In Loving Color
A Romantic Comedy About Love Shared Between
African American Gay Men

By Mike Bahr


Don’t Marry Griff tells the story of Lyodell, his fiancé Griffith, and best friend Sutton.

The friendship between Lyodell and Sutton is shaken to its core when Sutton confesses his love for Lyodell. Things get even more complicated when Lyodell begins to open his eyes to the true state of his union with Griffith. 

Directed by Steven L. Coard, who also stars as Lyodell, Don’t Marry Griff is the first of a series of films that will tackle love stories featuring gay African American characters. “I have always dreamed of the day when I could produce my own independent film for the gay community of color,” Coard explains. “It’s important for African American gay men to have characters they can identify with while being entertained.”

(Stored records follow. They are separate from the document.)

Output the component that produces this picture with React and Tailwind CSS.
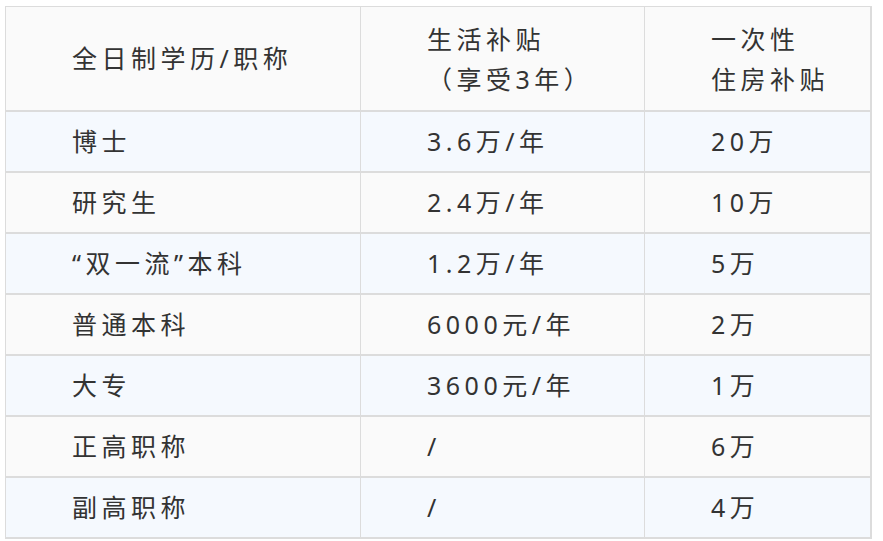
const rows = [
  ['博士', '3.6万/年', '20万'],
  ['研究生', '2.4万/年', '10万'],
  ['“双一流”本科', '1.2万/年', '5万'],
  ['普通本科', '6000元/年', '2万'],
  ['大专', '3600元/年', '1万'],
  ['正高职称', '/', '6万'],
  ['副高职称', '/', '4万'],
]

const Cell = ({ className = '', children }) => (
  <div className={`flex items-center pl-[66px] ${className}`}>{children}</div>
)

export default function App() {
  return (
    <div className="min-h-[541px] bg-white pl-[5px] pt-[6px] font-['Noto_Sans','Noto_Sans_CJK_SC',sans-serif] text-[25px] tracking-[4.5px] text-[#333333]">
      <div className="w-[867px] border-t border-l border-r-2 border-[#dcdcdc]">
        <div className="flex h-[105px] border-b-2 border-[#dcdcdc] bg-[#fafafa]">
          <Cell className="w-[355px] border-r border-[#dcdcdc]">全日制学历/职称</Cell>
          <Cell className="w-[284px] border-r border-[#dcdcdc] leading-[40px]">
            <div>
              <div>生活补贴</div>
              <div>（享受3年）</div>
            </div>
          </Cell>
          <Cell className="flex-1 leading-[40px]">
            <div>
              <div>一次性</div>
              <div>住房补贴</div>
            </div>
          </Cell>
        </div>
        {rows.map((r, i) => (
          <div
            key={r[0]}
            className={`flex h-[61px] border-b-2 border-[#dcdcdc] ${i % 2 === 0 ? 'bg-[#f5f9fe]' : 'bg-[#fafafa]'}`}
          >
            <Cell className="w-[355px] border-r border-[#dcdcdc]">{r[0]}</Cell>
            <Cell className="w-[284px] border-r border-[#dcdcdc]">{r[1]}</Cell>
            <Cell className="flex-1">{r[2]}</Cell>
          </div>
        ))}
      </div>
    </div>
  )
}
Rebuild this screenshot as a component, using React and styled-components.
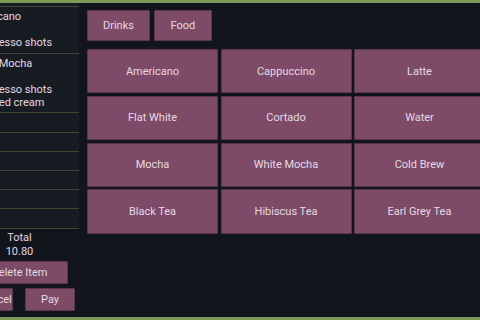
import React from "react"
import styled, { createGlobalStyle } from "styled-components"

const GlobalStyle = createGlobalStyle`
  html, body {
    margin: 0;
    padding: 0;
    background: #12161c;
    overflow: hidden;
  }
  body {
    font-family: Roboto, "Liberation Sans", sans-serif;
    font-size: 11px;
    color: #e4d8e0;
  }
`

const Frame = styled.div`
  display: flex;
  width: 480px;
  height: 314px;
  border-top: 3px solid #7d9b57;
  border-bottom: 3px solid #7d9b57;
  background: #12161c;
  overflow: hidden;
`

const Sidebar = styled.div`
  flex: 0 0 119px;
  margin-left: -40px;
  display: flex;
  flex-direction: column;
`

const OrderList = styled.div`
  padding-top: 3px;
  background: #171c23;
  border-bottom: 1px solid #3c4a33;
`

const OrderItem = styled.div`
  border-top: 1px solid #3c4a33;
  padding: ${p => (p.empty ? "0" : "3px 0")};
  padding-left: 8px;
  height: ${p => (p.empty ? "18.2px" : "auto")};
  line-height: 13.2px;
  white-space: nowrap;
`

const Summary = styled.div`
  padding-top: 2px;
  text-align: center;
  line-height: 14px;
`

const Actions = styled.div`
  display: flex;
  flex-direction: column;
  align-items: center;
  gap: 4px;
  margin-top: 2px;
`

const Button = styled.button`
  display: flex;
  align-items: center;
  justify-content: center;
  box-sizing: border-box;
  width: ${p => p.w || "auto"};
  height: ${p => p.h || "23px"};
  padding: 0 ${p => p.pad || "0"};
  background: #7d4a67;
  border: 1px solid #5c3650;
  border-radius: 1px;
  color: #e6dae2;
  font-family: Roboto, "Liberation Sans", sans-serif;
  font-size: 11px;
  white-space: nowrap;
  cursor: pointer;
`

const ButtonRow = styled.div`
  display: flex;
  gap: 12px;
  align-self: flex-end;
  margin-right: 4px;
`

const Main = styled.div`
  flex: 1;
  margin-left: 8px;
  padding-top: 7px;
  display: flex;
  flex-direction: column;
  gap: 8px;
  min-width: 0;
`

const Categories = styled.div`
  display: flex;
  gap: 4px;
`

const MenuGrid = styled.div`
  display: grid;
  grid-template-columns: repeat(3, 131px);
  grid-auto-rows: 44.4px;
  column-gap: 2.5px;
  row-gap: 2.4px;
`

const order = [
  ["Americano", "\u00a0", "2 Espresso shots"],
  ["White Mocha", "\u00a0", "2 Espresso shots", "Whipped cream"],
]

const menu = [
  "Americano", "Cappuccino", "Latte",
  "Flat White", "Cortado", "Water",
  "Mocha", "White Mocha", "Cold Brew",
  "Black Tea", "Hibiscus Tea", "Earl Grey Tea",
]

export default function App() {
  return (
    <>
      <GlobalStyle />
      <Frame>
        <Sidebar>
          <OrderList>
            {order.map((lines, i) => (
              <OrderItem key={i}>
                {lines.map((l, j) => (
                  <div key={j}>{l}</div>
                ))}
              </OrderItem>
            ))}
            {Array.from({ length: 6 }).map((_, i) => (
              <OrderItem key={"e" + i} empty />
            ))}
          </OrderList>
          <Summary>
            <div>Total</div>
            <div>10.80</div>
          </Summary>
          <Actions>
            <Button w="97px">Delete Item</Button>
            <ButtonRow>
              <Button w="36px">Cancel</Button>
              <Button w="50px">Pay</Button>
            </ButtonRow>
          </Actions>
        </Sidebar>
        <Main>
          <Categories>
            <Button h="31px" pad="15px">Drinks</Button>
            <Button h="31px" pad="15.5px">Food</Button>
          </Categories>
          <MenuGrid>
            {menu.map(m => (
              <Button key={m} h="100%">{m}</Button>
            ))}
          </MenuGrid>
        </Main>
      </Frame>
    </>
  )
}
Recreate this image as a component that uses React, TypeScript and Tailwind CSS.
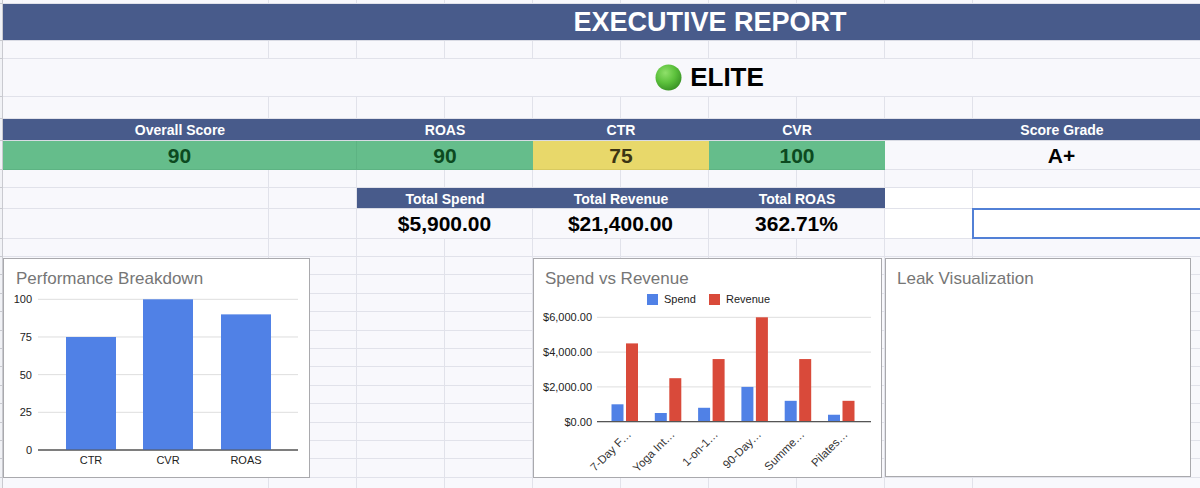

After all, gay black men are striving to achieve the American Dream just like everyone else, Coard says. They want the white picket fence and adoring husband. It’s certainly what Coard wants. “Although I am not looking for the children part,” he adds with a smile. He explains more.


What inspired “Don’t Marry Griff”?

Steven L. Coard: One day, I began to wonder to myself: could a gay African American couple survive domestic violence? I wanted to explore the idea and see if I could tell a story that was filled with drama and suspense while also adding my signature style of comedy.


What is the state of urban gay relationships?

Steven L. Coard: Most men in the urban communities have so many levels of dysfunction that it makes it impossible to get to know the real person. It comes from being ostracized by all levels of society. From family and friends calling gay people despicable names and telling us we live a filthy homosexual lifestyle.   Or rappers and sports figures we idolize spewing hate against our community. It forces many of us to live our lives in hiding.


Is that why films like “Don’t Marry Griff” are so important?

Steven L. Coard: As a young man growing up, I didn’t see many representations of myself on television or in movies. And when I did, it was often in a way that demoralized people who looked and felt like me. I vividly remember watching the Men on Film skit on “In Living Color”. The black gay man was the butt of the joke, made to be an over effeminate representation of the urban gay community. It hurt. I think that’s when I decided I would create films that depicted gay men of color living successful lives, searching – just like everyone else – for the true meaning of happiness. My dream is to create a gay hallmark channel and bring unique and original love stories to men of all colors.


Without giving too much away, the relationship between Lyodell and Griffith is alarmingly unhealthy. What has been your experience with toxic relationships?

Steven L. Coard: All of my past relationships have been toxic. There was a time in my life when I was only attracted to men who were no good for me. I can reflect on it now and realize that I found a sense of comfort with the abuse because, growing up, verbal aggression was all I knew from my parents.


Did you base the character of Lyodell on yourself?

Steven L. Coard: No, Lyodell is actually based on my grandmother. She often told me stories of how my grandfather was very abusive to her in the fifties.


Is that why you chose to play him?

Steven L. Coard: I originally had another actor in mind for Lyodell but two weeks before filming, he dropped out. I didn’t trust anyone else would be able to bring the emotions to screen in such a short amount of time so I took the part on myself.


Who is Griffith based on?

Steven L. Coard: Oddly, Griffith is based on me. I was in a relationship several years ago where I lost control in an argument and lunged at my ex.   Luckily, I caught myself before it turned badly. After that, I decided I would never be in another argument with another individual again.


Sutton is one fine man. But is it ever a good idea to mix love and friendship?

Steven L. Coard: I think it’s a great idea! Having someone who you have so much in common with makes it easier to find success together in a relationship. I hope to one day be with my best friend. I’d rather a quality man than some guy who is going to being me temporary happiness with his great ass or smile.


Have you dated a friend?

Steven L. Coard: No. I have told a friend that I was in love with him but he rejected me. Our friendship eventually ended but not because of my confession. A few months later, he began to reveal his true character. I dodged a bullet.


What do you hope audiences take away from “Don’t Marry Griff”?

Steven L. Coard: I want people to leave believing in true love. I want people who have a best friend they are in love with to take the risk and see if that person feels the same way. What’s the worst that can happen? I want to unite the urban gay community, and I want to help stimulate a passion for gay black cinema and help to create future storytellers.